There have been bad Angels, but no way is Heaven more evil than Hell.


So far, Dean and Mary Winchester are the most innocent, becoz everything they've done is out of love and protecting others; they also have done some bad things (making deals deals with demons), but it was mostly to save lives... Unlike Sam, Dean never killed someone without thinking it through.


The writers of SPN need to make us understand what they consider innocent/Good or Evil/Bad... Bobby did not have a real "innocent" soul; after all he killed his wife without trying to find out if there was a way to save her. Castiel is an "angel" who is not that good; he has done many evil things (bringing the levithians to earth and going on a killing spre; also killing poor Alfie... even though he wasn't himself, his subconstious should have warned him}. Neither Sam nor Dean are perfect; they both killed a lot of people who deserve to live (Amy/that cute bartender that Sam killed while he was missing his soul)... Also some of the demons are also kinda tolerable... Megan; even Crowley was helpful at some point... A real "innocent" soul would be someone who has never done something wrong that will hurt others. And a "demon" is someone who is constantly trying to hurt others! All the characters keep shifting to both, even the angels are evil sometimes...

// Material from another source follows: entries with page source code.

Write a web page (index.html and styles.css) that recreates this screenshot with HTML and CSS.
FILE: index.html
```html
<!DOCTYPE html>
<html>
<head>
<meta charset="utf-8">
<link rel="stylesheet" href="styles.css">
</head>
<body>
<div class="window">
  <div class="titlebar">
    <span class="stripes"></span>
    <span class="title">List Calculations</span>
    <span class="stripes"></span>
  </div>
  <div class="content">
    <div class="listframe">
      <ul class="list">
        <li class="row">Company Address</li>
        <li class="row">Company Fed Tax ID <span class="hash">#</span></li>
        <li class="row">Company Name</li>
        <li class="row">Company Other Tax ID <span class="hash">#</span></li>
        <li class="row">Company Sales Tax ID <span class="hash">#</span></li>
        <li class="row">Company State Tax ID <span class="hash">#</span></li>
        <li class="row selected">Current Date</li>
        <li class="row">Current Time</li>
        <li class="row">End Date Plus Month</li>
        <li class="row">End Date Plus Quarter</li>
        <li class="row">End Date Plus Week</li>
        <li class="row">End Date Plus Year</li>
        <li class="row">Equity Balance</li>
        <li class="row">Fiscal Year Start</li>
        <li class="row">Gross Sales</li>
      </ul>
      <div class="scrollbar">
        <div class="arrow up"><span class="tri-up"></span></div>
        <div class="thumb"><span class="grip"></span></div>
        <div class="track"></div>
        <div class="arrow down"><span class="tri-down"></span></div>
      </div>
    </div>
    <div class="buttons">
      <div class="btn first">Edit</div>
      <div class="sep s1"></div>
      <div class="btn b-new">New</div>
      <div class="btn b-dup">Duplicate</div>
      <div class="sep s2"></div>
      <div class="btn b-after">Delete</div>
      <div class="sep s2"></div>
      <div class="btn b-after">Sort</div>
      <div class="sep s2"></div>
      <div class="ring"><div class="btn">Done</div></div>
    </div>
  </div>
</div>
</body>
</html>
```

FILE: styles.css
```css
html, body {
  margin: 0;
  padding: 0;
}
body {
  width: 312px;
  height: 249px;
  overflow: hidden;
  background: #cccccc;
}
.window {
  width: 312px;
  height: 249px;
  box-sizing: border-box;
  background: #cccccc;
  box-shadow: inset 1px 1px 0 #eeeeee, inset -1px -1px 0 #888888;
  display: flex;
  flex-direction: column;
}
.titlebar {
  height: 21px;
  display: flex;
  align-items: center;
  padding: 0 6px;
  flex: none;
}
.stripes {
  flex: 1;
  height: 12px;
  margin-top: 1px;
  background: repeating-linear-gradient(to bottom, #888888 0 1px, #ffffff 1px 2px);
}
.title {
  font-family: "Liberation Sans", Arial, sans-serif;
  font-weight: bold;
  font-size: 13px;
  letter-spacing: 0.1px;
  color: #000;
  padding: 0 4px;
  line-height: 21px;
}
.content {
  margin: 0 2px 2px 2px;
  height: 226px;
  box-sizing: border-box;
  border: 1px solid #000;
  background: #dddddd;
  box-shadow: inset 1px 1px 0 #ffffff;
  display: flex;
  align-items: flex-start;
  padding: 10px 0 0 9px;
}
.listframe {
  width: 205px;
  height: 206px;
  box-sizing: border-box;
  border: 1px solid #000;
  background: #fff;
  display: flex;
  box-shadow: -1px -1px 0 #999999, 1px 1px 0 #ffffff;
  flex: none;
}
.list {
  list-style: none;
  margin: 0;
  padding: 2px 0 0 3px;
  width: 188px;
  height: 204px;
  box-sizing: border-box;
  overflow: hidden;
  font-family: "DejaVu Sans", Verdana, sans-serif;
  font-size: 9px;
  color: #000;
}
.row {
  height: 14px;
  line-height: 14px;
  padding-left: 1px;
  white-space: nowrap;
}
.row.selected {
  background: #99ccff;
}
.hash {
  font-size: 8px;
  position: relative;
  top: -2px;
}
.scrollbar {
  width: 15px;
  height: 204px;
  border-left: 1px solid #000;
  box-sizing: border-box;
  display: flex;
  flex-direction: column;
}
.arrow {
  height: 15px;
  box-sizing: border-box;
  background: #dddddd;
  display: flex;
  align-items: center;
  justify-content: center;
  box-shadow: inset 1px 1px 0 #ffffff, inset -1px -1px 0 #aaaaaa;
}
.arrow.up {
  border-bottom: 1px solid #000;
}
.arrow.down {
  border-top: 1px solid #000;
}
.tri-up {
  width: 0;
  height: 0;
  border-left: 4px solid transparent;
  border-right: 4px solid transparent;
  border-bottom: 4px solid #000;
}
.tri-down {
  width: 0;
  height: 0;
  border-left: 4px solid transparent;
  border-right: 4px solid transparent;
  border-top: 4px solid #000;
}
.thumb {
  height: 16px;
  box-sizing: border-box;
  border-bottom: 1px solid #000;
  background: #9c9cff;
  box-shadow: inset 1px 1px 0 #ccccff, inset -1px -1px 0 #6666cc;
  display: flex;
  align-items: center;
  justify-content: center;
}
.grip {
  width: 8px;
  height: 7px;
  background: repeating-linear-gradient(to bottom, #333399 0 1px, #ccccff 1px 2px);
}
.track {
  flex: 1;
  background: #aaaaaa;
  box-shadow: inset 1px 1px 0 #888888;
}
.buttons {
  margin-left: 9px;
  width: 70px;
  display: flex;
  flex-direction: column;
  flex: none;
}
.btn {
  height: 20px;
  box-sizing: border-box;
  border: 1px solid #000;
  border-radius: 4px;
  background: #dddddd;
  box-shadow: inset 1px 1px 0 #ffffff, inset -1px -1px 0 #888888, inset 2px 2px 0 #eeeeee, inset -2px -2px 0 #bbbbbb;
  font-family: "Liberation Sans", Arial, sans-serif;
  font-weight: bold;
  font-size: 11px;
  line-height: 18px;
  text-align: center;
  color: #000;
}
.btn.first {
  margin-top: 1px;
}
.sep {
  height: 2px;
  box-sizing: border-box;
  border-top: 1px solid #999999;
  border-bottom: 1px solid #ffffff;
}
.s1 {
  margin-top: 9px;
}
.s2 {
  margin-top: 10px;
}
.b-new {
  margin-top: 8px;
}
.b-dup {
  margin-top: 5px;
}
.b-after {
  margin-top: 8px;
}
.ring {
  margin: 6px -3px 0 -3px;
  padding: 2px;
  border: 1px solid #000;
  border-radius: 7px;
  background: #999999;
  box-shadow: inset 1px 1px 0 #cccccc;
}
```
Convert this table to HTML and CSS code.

I see comments about the balance between good and evil being upset if the gates to hell are closed. Well heaven is bad too. The archangels started all of this. Lucifer created demons, and sent Abbadon to destroy the Men of Letters to keep humanity blind to all of this, while Michael instructed Cupids to breed the Winchesters to be vessels. Where is the balance between good and evil? Heaven seems more evil than Hell.


Meg is not coming back, there is no reason for it, she was a villian for most of the show, and making her 'sort of good' has no point. Also, she was intrigued with Castiel because he was an angel, if Cas becomes human, as I suspect he will, Meg would have no interest in him. PS, if you want to see the demon they will 'cure' just check out scenes from next weeks ep, hint: its a character introduced this season.